Each Unit consists of one common share (each a “Common Share”) and one-half warrant (each whole warrant, a “Warrant”). Each Warrant is exercisable to acquire a Common Share (each a “Warrant Share”) at an exercise price of C$1.00 for a period of 24 months from the closing of the Offering.

The Company has granted the Underwriters an option, exercisable at the offering price for a period of 30 days following the closing of the Offering, to purchase up to an additional 1,950,000 Units to cover over-allotments, if any, and for market stabilization purposes. If the option is exercised in full, the gross proceeds of the Offering will be approximately $10.5 million.

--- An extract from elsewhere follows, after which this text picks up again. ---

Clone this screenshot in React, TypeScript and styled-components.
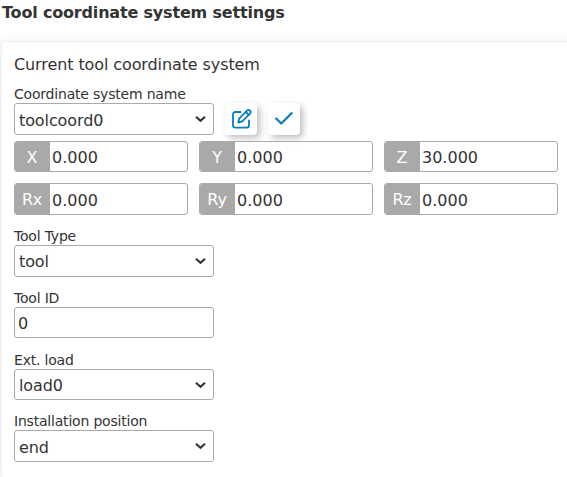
import React from 'react';
import styled, { createGlobalStyle } from 'styled-components';

const GlobalStyle = createGlobalStyle`
  * { box-sizing: border-box; }
  html, body { margin: 0; overflow: hidden; background: #fff; }
  body { font-family: Verdana, "DejaVu Sans", sans-serif; font-size: 16px; color: #333; }
`;

const Page = styled.main`
  height: 477px;
  display: flex;
  flex-direction: column;
  overflow: hidden;
`;

const Title = styled.h1`
  margin: 0;
  height: 41px;
  padding: 1px 0 0 2px;
  font-size: 16px;
  font-weight: 700;
  line-height: 24px;
  letter-spacing: -0.18px;
  white-space: nowrap;
`;

const Card = styled.section`
  flex: 1;
  margin: 0 -20px 0 1px;
  padding: 11px 0 0 12px;
  border: 1px solid #ebeef5;
  border-bottom: 0;
  border-radius: 4px 0 0 0;
  background: #fff;
  box-shadow: 0 2px 12px rgba(0, 0, 0, 0.1);
`;

const Heading = styled.h2`
  margin: 0 0 8px;
  font-size: 16px;
  font-weight: 400;
  line-height: 24px;
  letter-spacing: -0.1px;
  white-space: nowrap;
`;

const Field = styled.div<{ $height: number }>`
  height: ${(p) => p.$height}px;
`;

const Label = styled.label`
  display: block;
  height: 18px;
  font-size: 14px;
  line-height: 18px;
  letter-spacing: -0.2px;
  white-space: nowrap;
`;

const Line = styled.div`
  display: flex;
`;

const Control = styled.div<{ $height?: number; $inset?: number }>`
  display: flex;
  align-items: center;
  justify-content: space-between;
  width: 200px;
  height: ${(p) => p.$height ?? 32}px;
  padding: 0 7px 0 ${(p) => p.$inset ?? 4}px;
  border: 1px solid #aaa;
  border-radius: 3px;
  font-size: 16px;
`;

const Value = styled.span<{ $drop?: number }>`
  padding-top: ${(p) => p.$drop ?? 2}px;
  letter-spacing: -0.1px;
`;

const IconButton = styled.button`
  display: flex;
  align-items: center;
  justify-content: center;
  width: 32px;
  height: 32px;
  margin-left: 11px;
  padding: 0;
  border: 0;
  border-radius: 4px;
  background: #fff;
  color: #0a7cc4;
  box-shadow: 3px 3px 6px rgba(0, 0, 0, 0.25);
`;

const Axes = styled.div`
  display: grid;
  grid-template-columns: repeat(3, 174px);
  grid-template-rows: 31px 32px;
  gap: 11px;
  height: 86px;
`;

const Axis = styled.div`
  display: flex;
  align-items: stretch;
  border: 1px solid #aaa;
  border-radius: 3px;
  overflow: hidden;
`;

const AxisName = styled.span`
  display: flex;
  align-items: center;
  justify-content: center;
  width: 35px;
  padding: 1px 1px 0 0;
  background: #a9a9a9;
  color: #fff;
  letter-spacing: -0.2px;
`;

const AxisValue = styled.span`
  display: flex;
  align-items: center;
  padding: 2px 0 0 2px;
`;

const Chevron = () => (
  <svg width="11" height="8" viewBox="0 0 11 8" fill="none">
    <path d="M1 1.700 5.500 5.700 10 1.700" stroke="#333" strokeWidth="2.200" />
  </svg>
);

const EditIcon = () => (
  <svg width="22" height="22" viewBox="-2 0 22 22" fill="none" stroke="currentColor" strokeWidth="1.8" strokeLinecap="round" strokeLinejoin="round">
    <path d="M8.500 4H3.500Q1 4 1 6.300v11q0 2.300 2.300 2.300H14.700q2.300 0 2.300-2.300V12.500" />
    <path d="m7.300 10.300 7.700-7.700q1.500-1.300 3 0 1.300 1.500 0 3l-7.700 7.700-4.100 1.300Z" />
    <path d="m13.800 4 3 3" />
  </svg>
);

const CheckIcon = () => (
  <svg width="20" height="16" viewBox="0 0 20 16" fill="none">
    <path d="m1.500 7 5.800 5.500L18.300 1.500" stroke="currentColor" strokeWidth="2.200" />
  </svg>
);

const axes = [
  ['X', '0.000'], ['Y', '0.000'], ['Z', '30.000'],
  ['Rx', '0.000'], ['Ry', '0.000'], ['Rz', '0.000'],
];

export default function App() {
  return (
    <Page>
      <GlobalStyle />
      <Title>Tool coordinate system settings</Title>
      <Card>
        <Heading>Current tool coordinate system</Heading>
        <Field $height={56}>
          <Label>Coordinate system name</Label>
          <Line>
            <Control><Value>toolcoord0</Value><Chevron /></Control>
            <IconButton aria-label="Edit"><EditIcon /></IconButton>
            <IconButton aria-label="Confirm"><CheckIcon /></IconButton>
          </Line>
        </Field>
        <Axes>
          {axes.map(([name, value]) => (
            <Axis key={name}><AxisName>{name}</AxisName><AxisValue>{value}</AxisValue></Axis>
          ))}
        </Axes>
        <Field $height={62}><Label>Tool Type</Label><Control><Value $drop={0}>tool</Value><Chevron /></Control></Field>
        <Field $height={62}><Label>Tool ID</Label><Control $height={31} $inset={3}><Value>0</Value></Control></Field>
        <Field $height={61}><Label>Ext. load</Label><Control $height={31}><Value>load0</Value><Chevron /></Control></Field>
        <Field $height={60}><Label>Installation position</Label><Control><Value>end</Value><Chevron /></Control></Field>
      </Card>
    </Page>
  );
}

The net proceeds from the Offering will be used for working capital requirements and for the development, sustaining capital, and maintenance of the Company’s Bitcoin mining operation.

The Units will be issued pursuant to a prospectus supplement that will be filed with the securities regulatory authorities in all provinces of Canada except Quebec under the Company’s base shelf prospectus dated November 26, 2021.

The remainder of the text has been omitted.